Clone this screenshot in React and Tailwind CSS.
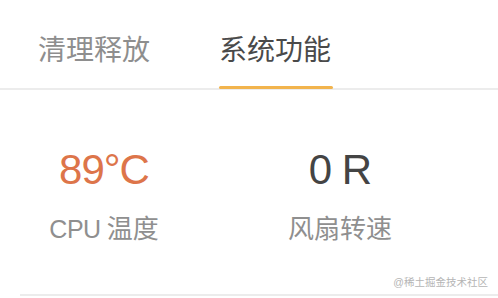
import React from 'react'

const font = { fontFamily: '"Liberation Sans", "Noto Sans CJK SC", sans-serif' }

const tabs = ['清理释放', '系统功能']

const stats = [
  { value: '89°C', label: ['CPU', '温度'], hot: true },
  { value: '0 R', label: [null, '风扇转速'], hot: false },
]

const App = () => {
  const active = 1
  return (
    <div className="relative w-[498px] h-[298px] bg-white overflow-hidden" style={font}>
      {/* tabs */}
      <div className="h-[90px] border-b-2 border-[#ececec] flex pl-[38px] gap-[69px]">
        {tabs.map((t, i) => (
          <div key={t} className="relative h-full pt-[37px]">
            <span className={`block text-[28px] leading-[28px] ${i === active ? 'text-[#4a4a4a]' : 'text-[#8e8e8e]'}`}>
              {t}
            </span>
            {i === active && (
              <div className="absolute left-0 right-[-2px] bottom-[-1px] h-[3px] bg-[#f2b44d] rounded-sm" />
            )}
          </div>
        ))}
      </div>

      {/* stats */}
      <div className="flex gap-[28px] pt-[59px] h-[204px]">
        {stats.map((s) => (
          <div key={s.label[1]} className="w-[208px] flex flex-col items-center">
            <span className={`text-[42px] leading-[42px] tracking-[-1px] ${s.hot ? 'text-[#dd754a]' : 'text-[#444444]'}`}>
              {s.value}
            </span>
            <div className="mt-[25px] flex items-baseline gap-[6px] text-[26px] leading-[26px] text-[#8f8f8f]">
              {s.label[0] && <span className="text-[25px] tracking-[-0.5px]">{s.label[0]}</span>}
              <span>{s.label[1]}</span>
            </div>
          </div>
        ))}
      </div>

      <div className="ml-[20px] border-t-2 border-[#ececec]" />

      <span className="absolute right-[10px] top-[276px] text-[10.5px] leading-[13px] text-[#b5b5b5]">
        @稀土掘金技术社区
      </span>
    </div>
  )
}

export default App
━━━
→ Challenge:
Without the pictures, transcribe the listing above exactly.

→ Response below:
Clone this screenshot in React and Tailwind CSS.
import React from 'react'

const font = { fontFamily: '"Liberation Sans", "Noto Sans CJK SC", sans-serif' }

const tabs = ['清理释放', '系统功能']

const stats = [
  { value: '89°C', label: ['CPU', '温度'], hot: true },
  { value: '0 R', label: [null, '风扇转速'], hot: false },
]

const App = () => {
  const active = 1
  return (
    <div className="relative w-[498px] h-[298px] bg-white overflow-hidden" style={font}>
      {/* tabs */}
      <div className="h-[90px] border-b-2 border-[#ececec] flex pl-[38px] gap-[69px]">
        {tabs.map((t, i) => (
          <div key={t} className="relative h-full pt-[37px]">
            <span className={`block text-[28px] leading-[28px] ${i === active ? 'text-[#4a4a4a]' : 'text-[#8e8e8e]'}`}>
              {t}
            </span>
            {i === active && (
              <div className="absolute left-0 right-[-2px] bottom-[-1px] h-[3px] bg-[#f2b44d] rounded-sm" />
            )}
          </div>
        ))}
      </div>

      {/* stats */}
      <div className="flex gap-[28px] pt-[59px] h-[204px]">
        {stats.map((s) => (
          <div key={s.label[1]} className="w-[208px] flex flex-col items-center">
            <span className={`text-[42px] leading-[42px] tracking-[-1px] ${s.hot ? 'text-[#dd754a]' : 'text-[#444444]'}`}>
              {s.value}
            </span>
            <div className="mt-[25px] flex items-baseline gap-[6px] text-[26px] leading-[26px] text-[#8f8f8f]">
              {s.label[0] && <span className="text-[25px] tracking-[-0.5px]">{s.label[0]}</span>}
              <span>{s.label[1]}</span>
            </div>
          </div>
        ))}
      </div>

      <div className="ml-[20px] border-t-2 border-[#ececec]" />

      <span className="absolute right-[10px] top-[276px] text-[10.5px] leading-[13px] text-[#b5b5b5]">
        @稀土掘金技术社区
      </span>
    </div>
  )
}

export default App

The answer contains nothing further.